As we’re using data to present an argument, we have to be mindful of the fact that data is easy to manipulate and it’s easy to mislead and it’s easy to make mistakes. I think that for journalists who are working with data and trying to persuade the public of some important truth, it’s essential that we have a very high degree of transparency about our methods.
What’s needed for transparency to be effective? Is it enough to publish the data sets or do journalists need to mirror the hard sciences in providing and explaining their methodology?
It has to be something that other people can look at and say, “Yes, this follows.” If I needed to, I could go do this work again and I would reach the same answer. Or, “No, this doesn’t follow” — they got it wrong and I’m going to publish something that shows why they got it wrong and that’ll move the conversation forward.
It’s possible that journalists could do this work without doing that and we could just leave that to scientists and some people have suggested that, but I don’t think that’s a terribly realistic option.

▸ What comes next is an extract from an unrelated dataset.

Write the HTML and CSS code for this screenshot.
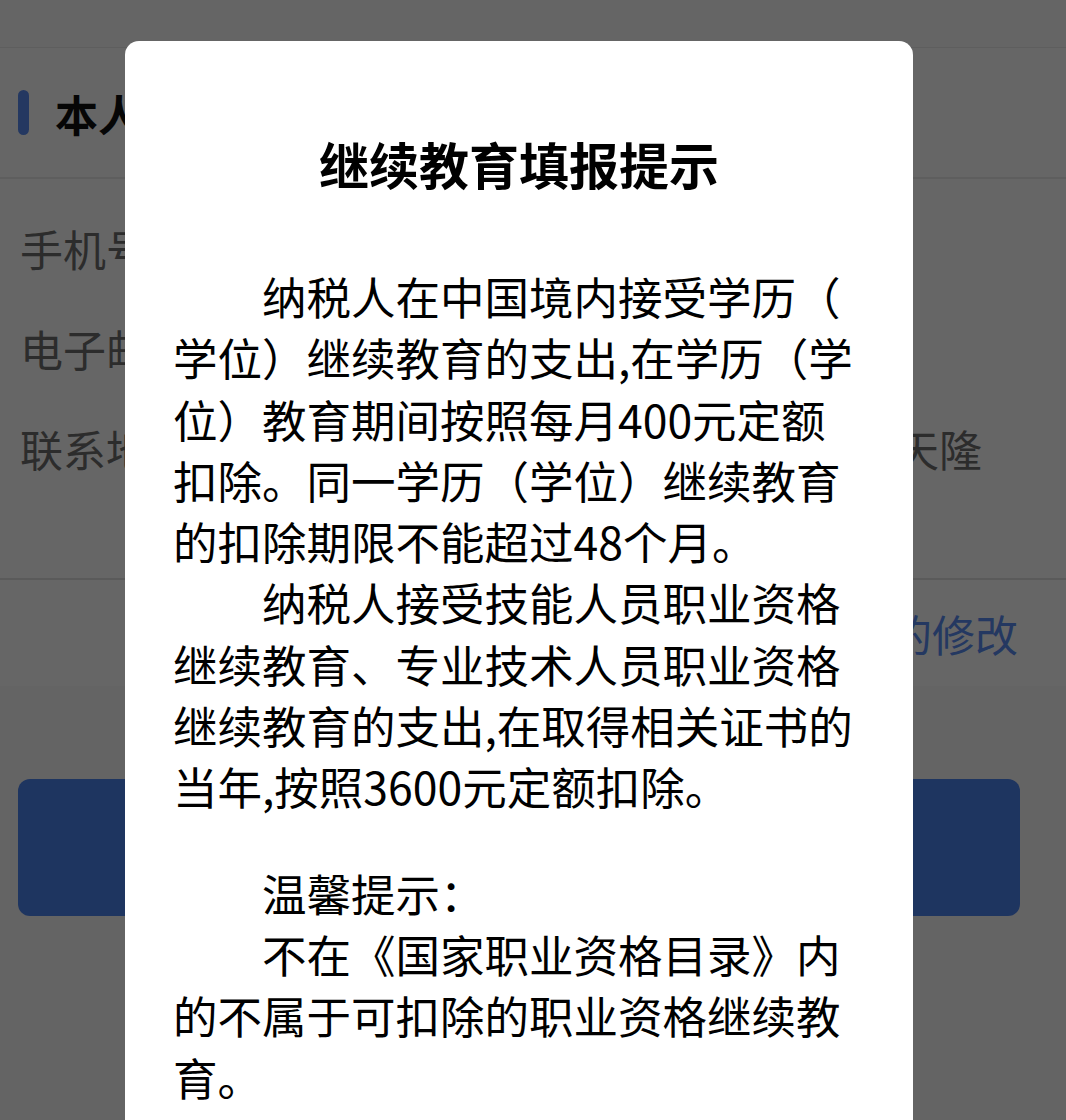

I think that increasingly for these important social issues and political issues and others, we are going to be doing the data work because we are best situated to understand where that data is and the complexities of looking at it and who we can talk to and all of those various factors.
I think it’s very important for journalistic ethics that we build reproducible processes and publish our process.
This interview is part of our Summer Data Journalism Series where we speak with data journalists based in Chicago and beyond about their work and challenges with data. The interview has been edited for clarity and length.